■ **Description of the task**
Select lines where the word "this" appears.

# Input start

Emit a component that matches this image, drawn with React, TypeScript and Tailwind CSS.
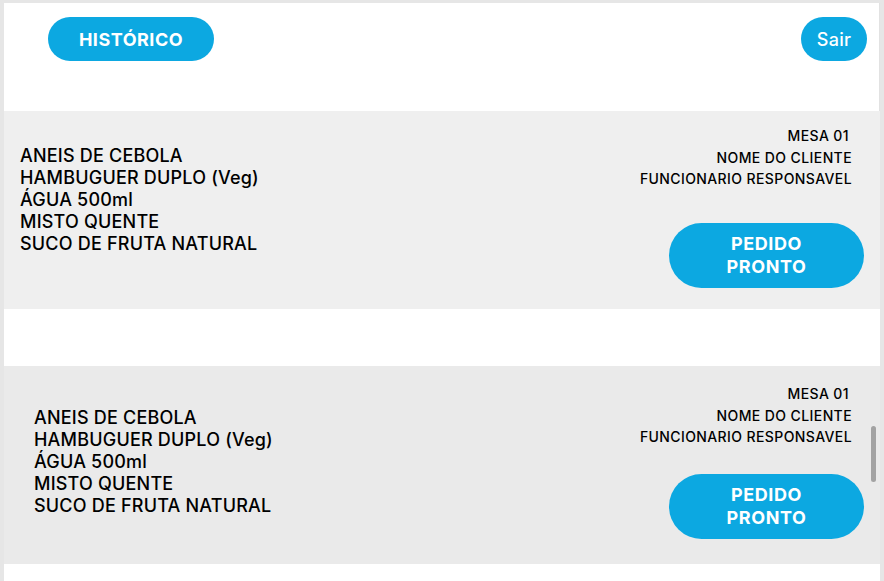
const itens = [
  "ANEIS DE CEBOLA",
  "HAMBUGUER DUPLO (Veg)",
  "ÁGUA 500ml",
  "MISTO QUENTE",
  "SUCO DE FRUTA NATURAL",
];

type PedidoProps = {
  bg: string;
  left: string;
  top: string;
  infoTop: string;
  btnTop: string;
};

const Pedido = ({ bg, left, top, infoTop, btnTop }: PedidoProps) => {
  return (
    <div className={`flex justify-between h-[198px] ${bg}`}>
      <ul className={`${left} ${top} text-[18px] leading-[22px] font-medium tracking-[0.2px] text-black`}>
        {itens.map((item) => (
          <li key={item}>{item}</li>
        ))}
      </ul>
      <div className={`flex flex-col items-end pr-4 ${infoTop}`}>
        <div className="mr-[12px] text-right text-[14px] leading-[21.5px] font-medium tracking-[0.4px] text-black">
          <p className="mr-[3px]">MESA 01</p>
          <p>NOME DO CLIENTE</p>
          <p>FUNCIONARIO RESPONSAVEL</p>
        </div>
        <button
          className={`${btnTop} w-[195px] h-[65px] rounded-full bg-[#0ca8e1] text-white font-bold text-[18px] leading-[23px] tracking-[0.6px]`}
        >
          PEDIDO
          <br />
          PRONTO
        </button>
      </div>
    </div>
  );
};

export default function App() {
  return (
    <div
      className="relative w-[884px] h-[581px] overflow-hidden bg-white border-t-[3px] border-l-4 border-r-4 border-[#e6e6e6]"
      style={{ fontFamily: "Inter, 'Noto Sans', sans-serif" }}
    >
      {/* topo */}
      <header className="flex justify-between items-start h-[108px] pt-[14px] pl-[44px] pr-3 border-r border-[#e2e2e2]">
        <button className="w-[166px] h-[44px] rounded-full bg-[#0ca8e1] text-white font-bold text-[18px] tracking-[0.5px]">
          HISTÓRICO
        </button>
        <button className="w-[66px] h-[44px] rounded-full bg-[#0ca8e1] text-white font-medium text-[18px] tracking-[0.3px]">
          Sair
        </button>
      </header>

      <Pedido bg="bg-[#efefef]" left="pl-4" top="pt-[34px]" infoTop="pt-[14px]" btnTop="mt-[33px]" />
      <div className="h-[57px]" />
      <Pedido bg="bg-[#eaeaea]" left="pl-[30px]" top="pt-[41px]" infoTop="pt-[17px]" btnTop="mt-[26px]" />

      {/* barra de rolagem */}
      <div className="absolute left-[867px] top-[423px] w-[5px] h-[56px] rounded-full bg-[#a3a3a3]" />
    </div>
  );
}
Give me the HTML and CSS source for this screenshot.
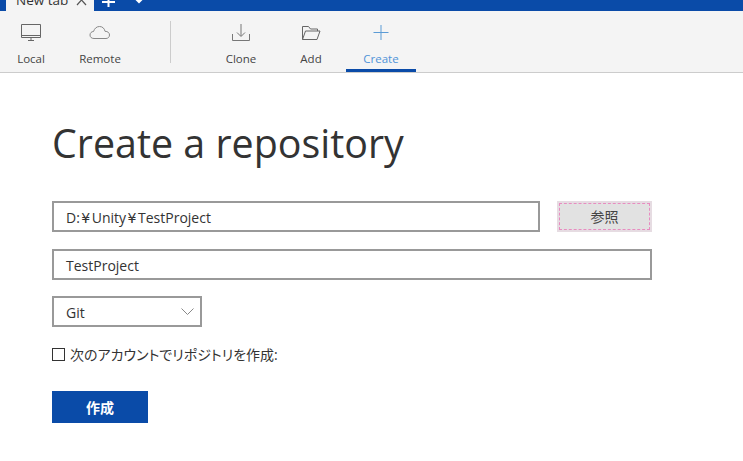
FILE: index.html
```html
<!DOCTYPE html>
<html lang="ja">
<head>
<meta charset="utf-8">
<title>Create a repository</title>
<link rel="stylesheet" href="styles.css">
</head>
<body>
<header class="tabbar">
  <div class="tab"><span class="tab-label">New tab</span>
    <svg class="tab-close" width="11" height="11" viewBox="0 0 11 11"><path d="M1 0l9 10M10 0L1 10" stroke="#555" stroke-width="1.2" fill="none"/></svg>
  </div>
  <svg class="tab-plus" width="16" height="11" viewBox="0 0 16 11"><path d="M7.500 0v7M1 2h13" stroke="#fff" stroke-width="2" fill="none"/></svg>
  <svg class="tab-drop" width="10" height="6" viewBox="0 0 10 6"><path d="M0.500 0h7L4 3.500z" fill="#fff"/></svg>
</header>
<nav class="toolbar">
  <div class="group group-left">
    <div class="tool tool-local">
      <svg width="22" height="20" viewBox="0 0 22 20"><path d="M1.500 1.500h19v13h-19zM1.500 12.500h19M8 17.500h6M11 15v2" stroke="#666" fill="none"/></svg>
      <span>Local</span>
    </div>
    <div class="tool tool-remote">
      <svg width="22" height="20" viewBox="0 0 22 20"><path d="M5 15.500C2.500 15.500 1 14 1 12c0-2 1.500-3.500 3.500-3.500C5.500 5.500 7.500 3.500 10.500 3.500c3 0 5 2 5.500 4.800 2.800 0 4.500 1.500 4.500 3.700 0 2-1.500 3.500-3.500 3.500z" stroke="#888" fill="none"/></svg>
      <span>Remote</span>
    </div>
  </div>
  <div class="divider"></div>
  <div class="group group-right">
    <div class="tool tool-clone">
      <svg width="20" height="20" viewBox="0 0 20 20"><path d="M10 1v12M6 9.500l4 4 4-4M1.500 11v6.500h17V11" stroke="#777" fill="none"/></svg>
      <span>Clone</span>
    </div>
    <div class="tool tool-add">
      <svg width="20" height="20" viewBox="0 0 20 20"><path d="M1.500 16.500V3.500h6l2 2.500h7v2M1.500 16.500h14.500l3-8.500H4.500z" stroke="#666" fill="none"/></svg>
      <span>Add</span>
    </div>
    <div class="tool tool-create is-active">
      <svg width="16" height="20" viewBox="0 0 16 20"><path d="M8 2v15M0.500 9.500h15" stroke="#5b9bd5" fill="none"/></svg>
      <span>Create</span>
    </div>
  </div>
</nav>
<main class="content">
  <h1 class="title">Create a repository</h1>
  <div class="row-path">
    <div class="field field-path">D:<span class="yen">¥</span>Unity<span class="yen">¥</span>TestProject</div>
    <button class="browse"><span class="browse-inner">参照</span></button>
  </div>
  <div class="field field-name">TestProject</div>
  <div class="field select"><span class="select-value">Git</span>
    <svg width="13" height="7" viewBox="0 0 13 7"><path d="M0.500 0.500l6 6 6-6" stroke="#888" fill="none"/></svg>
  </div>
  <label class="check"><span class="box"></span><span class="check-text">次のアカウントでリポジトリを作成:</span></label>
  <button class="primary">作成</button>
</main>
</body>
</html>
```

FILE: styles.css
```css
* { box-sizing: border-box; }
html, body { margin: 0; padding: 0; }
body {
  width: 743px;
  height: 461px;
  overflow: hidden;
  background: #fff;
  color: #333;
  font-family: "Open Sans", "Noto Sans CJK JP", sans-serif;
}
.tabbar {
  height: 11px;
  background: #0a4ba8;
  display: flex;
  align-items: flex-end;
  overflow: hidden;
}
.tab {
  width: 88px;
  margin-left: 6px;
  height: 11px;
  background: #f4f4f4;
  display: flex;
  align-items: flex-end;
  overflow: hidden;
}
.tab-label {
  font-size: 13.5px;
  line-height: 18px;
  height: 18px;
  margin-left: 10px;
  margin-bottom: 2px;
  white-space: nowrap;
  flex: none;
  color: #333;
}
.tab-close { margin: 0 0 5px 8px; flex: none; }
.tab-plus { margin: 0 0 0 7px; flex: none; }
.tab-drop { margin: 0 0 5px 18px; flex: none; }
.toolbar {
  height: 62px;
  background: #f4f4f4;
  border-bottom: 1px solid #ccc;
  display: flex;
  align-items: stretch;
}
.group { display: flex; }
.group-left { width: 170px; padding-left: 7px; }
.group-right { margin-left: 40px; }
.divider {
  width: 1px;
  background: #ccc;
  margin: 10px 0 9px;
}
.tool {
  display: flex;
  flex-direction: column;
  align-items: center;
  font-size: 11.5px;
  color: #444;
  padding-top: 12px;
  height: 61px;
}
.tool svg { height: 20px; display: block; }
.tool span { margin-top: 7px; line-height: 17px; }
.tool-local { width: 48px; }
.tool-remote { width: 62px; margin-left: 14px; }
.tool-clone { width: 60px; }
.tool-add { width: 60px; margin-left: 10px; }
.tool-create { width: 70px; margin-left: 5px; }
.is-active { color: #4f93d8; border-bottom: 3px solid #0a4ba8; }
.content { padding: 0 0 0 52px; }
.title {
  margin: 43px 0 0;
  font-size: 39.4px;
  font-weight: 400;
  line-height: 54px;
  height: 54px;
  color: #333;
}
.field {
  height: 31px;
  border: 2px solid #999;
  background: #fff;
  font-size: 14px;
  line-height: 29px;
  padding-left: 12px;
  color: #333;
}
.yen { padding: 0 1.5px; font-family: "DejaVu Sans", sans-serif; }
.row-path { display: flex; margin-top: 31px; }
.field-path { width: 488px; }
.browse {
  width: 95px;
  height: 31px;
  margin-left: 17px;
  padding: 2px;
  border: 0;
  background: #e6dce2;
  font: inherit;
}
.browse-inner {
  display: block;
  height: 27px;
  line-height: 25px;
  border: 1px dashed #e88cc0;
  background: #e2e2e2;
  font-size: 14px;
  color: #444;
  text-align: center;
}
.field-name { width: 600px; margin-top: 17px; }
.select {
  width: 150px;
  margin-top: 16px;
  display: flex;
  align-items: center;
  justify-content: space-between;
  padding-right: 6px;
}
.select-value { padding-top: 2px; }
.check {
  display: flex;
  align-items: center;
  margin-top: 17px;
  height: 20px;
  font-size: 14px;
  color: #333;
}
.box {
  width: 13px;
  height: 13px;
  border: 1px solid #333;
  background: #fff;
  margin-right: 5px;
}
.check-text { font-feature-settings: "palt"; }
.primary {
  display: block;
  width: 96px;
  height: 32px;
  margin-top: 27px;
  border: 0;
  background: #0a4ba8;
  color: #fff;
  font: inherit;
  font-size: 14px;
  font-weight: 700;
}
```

# Input end

■ **Answer in full**
Emit a component that matches this image, drawn with React, TypeScript and Tailwind CSS.
Give me the HTML and CSS source for this screenshot.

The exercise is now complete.